• [Brief]
Lift out each line of the data that holds "full".

======== Material for this task

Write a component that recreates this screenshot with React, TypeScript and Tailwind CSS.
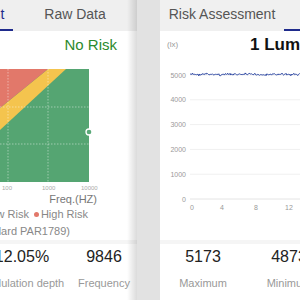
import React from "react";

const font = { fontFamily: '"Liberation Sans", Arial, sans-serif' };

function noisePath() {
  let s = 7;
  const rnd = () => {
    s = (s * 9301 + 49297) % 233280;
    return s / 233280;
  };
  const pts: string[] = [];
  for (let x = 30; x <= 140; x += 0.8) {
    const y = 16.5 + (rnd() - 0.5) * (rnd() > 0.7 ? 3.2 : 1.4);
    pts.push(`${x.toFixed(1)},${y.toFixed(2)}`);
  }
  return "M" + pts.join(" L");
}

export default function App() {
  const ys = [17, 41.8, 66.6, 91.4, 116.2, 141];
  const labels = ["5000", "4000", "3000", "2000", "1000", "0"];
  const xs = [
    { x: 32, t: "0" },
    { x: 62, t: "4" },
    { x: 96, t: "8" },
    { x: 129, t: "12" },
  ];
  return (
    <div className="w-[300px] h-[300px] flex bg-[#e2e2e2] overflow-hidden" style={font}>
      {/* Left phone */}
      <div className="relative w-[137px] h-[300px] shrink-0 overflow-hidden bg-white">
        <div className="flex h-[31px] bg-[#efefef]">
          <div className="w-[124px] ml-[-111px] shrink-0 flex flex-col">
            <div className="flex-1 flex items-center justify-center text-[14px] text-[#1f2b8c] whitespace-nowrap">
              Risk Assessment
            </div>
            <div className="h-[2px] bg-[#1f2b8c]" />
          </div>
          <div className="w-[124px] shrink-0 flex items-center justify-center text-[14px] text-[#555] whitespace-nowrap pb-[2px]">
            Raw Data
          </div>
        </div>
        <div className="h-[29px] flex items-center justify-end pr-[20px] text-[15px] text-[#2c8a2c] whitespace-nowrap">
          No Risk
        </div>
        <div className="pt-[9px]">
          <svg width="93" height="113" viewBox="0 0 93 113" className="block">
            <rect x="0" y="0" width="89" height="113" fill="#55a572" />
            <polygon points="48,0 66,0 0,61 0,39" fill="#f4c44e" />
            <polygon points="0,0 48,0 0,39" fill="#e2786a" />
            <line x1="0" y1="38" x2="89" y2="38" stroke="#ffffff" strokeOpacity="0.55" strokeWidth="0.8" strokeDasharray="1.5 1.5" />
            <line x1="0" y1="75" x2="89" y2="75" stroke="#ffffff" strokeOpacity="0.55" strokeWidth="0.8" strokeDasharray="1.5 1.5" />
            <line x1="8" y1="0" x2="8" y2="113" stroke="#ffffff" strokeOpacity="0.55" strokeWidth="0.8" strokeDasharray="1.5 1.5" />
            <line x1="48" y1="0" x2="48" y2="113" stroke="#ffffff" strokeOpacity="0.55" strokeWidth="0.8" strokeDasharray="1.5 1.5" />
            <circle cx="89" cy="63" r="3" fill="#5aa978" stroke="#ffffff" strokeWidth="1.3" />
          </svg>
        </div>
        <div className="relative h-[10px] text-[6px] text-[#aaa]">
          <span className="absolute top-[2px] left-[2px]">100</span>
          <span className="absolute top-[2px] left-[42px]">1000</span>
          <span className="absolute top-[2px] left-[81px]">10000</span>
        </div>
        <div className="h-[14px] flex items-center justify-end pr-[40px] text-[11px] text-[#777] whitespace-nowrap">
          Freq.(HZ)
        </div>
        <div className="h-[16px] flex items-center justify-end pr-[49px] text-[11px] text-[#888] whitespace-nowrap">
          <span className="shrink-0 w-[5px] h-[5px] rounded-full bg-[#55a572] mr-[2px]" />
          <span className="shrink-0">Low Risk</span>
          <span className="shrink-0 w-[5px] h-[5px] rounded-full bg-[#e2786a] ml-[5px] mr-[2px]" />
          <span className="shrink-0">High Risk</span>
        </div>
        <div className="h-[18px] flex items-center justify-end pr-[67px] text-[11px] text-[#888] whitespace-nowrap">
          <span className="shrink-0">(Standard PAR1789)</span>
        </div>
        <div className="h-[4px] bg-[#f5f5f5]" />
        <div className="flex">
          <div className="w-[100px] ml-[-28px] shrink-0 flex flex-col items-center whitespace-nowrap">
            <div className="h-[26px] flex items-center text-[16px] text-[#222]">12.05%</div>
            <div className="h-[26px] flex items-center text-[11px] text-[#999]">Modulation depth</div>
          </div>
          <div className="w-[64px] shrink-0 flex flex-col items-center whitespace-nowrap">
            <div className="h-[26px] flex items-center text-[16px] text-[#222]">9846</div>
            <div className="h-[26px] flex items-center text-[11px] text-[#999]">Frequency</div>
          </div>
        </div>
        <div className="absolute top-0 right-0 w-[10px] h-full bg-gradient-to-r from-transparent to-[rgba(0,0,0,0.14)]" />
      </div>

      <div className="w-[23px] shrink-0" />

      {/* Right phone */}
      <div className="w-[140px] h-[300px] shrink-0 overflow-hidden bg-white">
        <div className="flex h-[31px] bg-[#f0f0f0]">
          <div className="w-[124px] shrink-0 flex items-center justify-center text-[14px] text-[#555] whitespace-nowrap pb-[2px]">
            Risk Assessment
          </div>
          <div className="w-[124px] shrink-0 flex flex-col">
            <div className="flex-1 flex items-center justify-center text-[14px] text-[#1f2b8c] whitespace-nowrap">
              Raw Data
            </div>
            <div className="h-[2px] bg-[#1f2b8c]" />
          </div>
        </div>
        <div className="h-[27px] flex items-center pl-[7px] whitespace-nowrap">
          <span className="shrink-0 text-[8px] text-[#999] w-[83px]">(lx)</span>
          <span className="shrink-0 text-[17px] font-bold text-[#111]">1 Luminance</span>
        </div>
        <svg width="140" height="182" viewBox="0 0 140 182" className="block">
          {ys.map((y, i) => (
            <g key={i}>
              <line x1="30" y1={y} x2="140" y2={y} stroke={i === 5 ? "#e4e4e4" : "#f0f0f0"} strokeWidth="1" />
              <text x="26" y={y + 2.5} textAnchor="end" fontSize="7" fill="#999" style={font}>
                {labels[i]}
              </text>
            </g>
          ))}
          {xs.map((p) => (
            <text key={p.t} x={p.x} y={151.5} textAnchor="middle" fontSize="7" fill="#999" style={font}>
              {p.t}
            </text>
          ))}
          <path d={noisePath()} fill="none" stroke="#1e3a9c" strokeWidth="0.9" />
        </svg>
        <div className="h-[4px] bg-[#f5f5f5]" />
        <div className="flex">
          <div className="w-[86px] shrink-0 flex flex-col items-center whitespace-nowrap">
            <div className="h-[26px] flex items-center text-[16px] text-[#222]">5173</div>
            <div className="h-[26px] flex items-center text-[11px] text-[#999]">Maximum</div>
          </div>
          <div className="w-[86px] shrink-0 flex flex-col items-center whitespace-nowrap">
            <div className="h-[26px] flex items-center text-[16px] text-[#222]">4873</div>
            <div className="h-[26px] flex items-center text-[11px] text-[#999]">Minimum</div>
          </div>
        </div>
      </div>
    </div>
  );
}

================
======== Material for this task

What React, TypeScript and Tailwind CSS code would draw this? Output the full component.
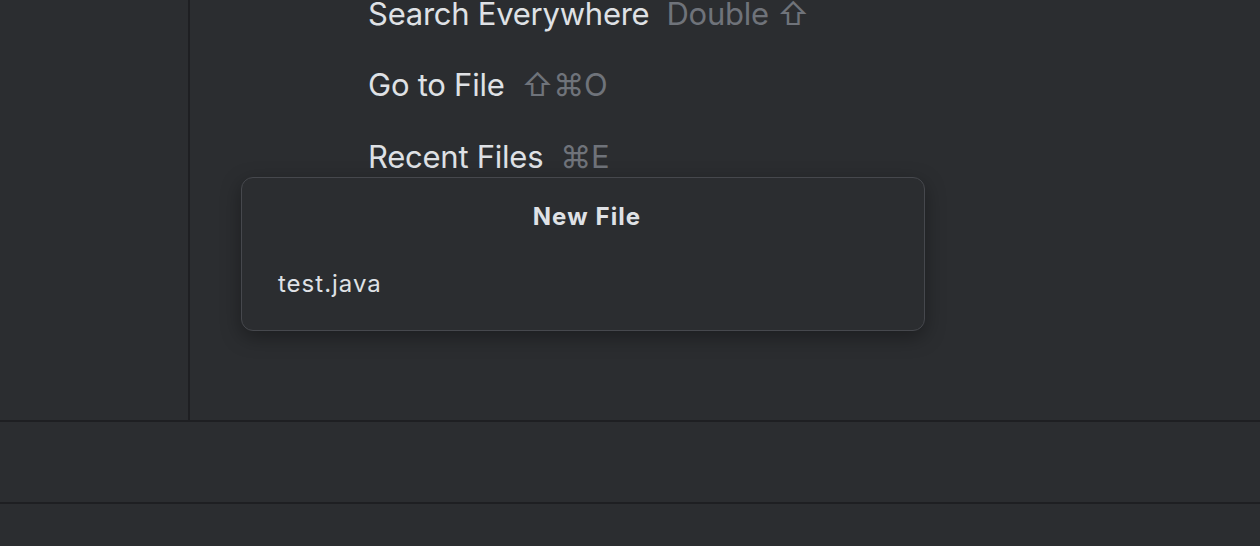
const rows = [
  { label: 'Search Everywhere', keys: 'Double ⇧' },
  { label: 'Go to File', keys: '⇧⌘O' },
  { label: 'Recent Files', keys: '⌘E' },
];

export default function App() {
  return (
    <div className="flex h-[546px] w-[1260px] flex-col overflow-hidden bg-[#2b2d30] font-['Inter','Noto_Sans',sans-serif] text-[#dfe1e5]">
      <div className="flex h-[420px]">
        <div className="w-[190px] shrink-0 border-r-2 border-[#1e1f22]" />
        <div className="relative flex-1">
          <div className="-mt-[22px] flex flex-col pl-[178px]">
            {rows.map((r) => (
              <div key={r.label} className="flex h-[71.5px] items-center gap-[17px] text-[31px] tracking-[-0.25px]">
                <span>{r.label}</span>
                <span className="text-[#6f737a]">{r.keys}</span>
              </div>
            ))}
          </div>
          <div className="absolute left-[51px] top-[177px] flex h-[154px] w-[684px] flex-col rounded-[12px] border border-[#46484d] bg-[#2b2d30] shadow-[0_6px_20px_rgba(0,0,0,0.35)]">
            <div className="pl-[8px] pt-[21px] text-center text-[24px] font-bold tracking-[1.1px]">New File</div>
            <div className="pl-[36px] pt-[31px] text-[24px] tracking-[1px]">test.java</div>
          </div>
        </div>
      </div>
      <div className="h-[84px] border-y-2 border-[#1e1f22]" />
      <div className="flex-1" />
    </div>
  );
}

================

• [Answer to the exercise]
          <span className="shrink-0 w-[5px] h-[5px] rounded-full bg-[#55a572] mr-[2px]" />
          <span className="shrink-0 w-[5px] h-[5px] rounded-full bg-[#e2786a] ml-[5px] mr-[2px]" />
        <div className="absolute top-0 right-0 w-[10px] h-full bg-gradient-to-r from-transparent to-[rgba(0,0,0,0.14)]" />
What React, TypeScript and Tailwind CSS code would draw this? Output the full component.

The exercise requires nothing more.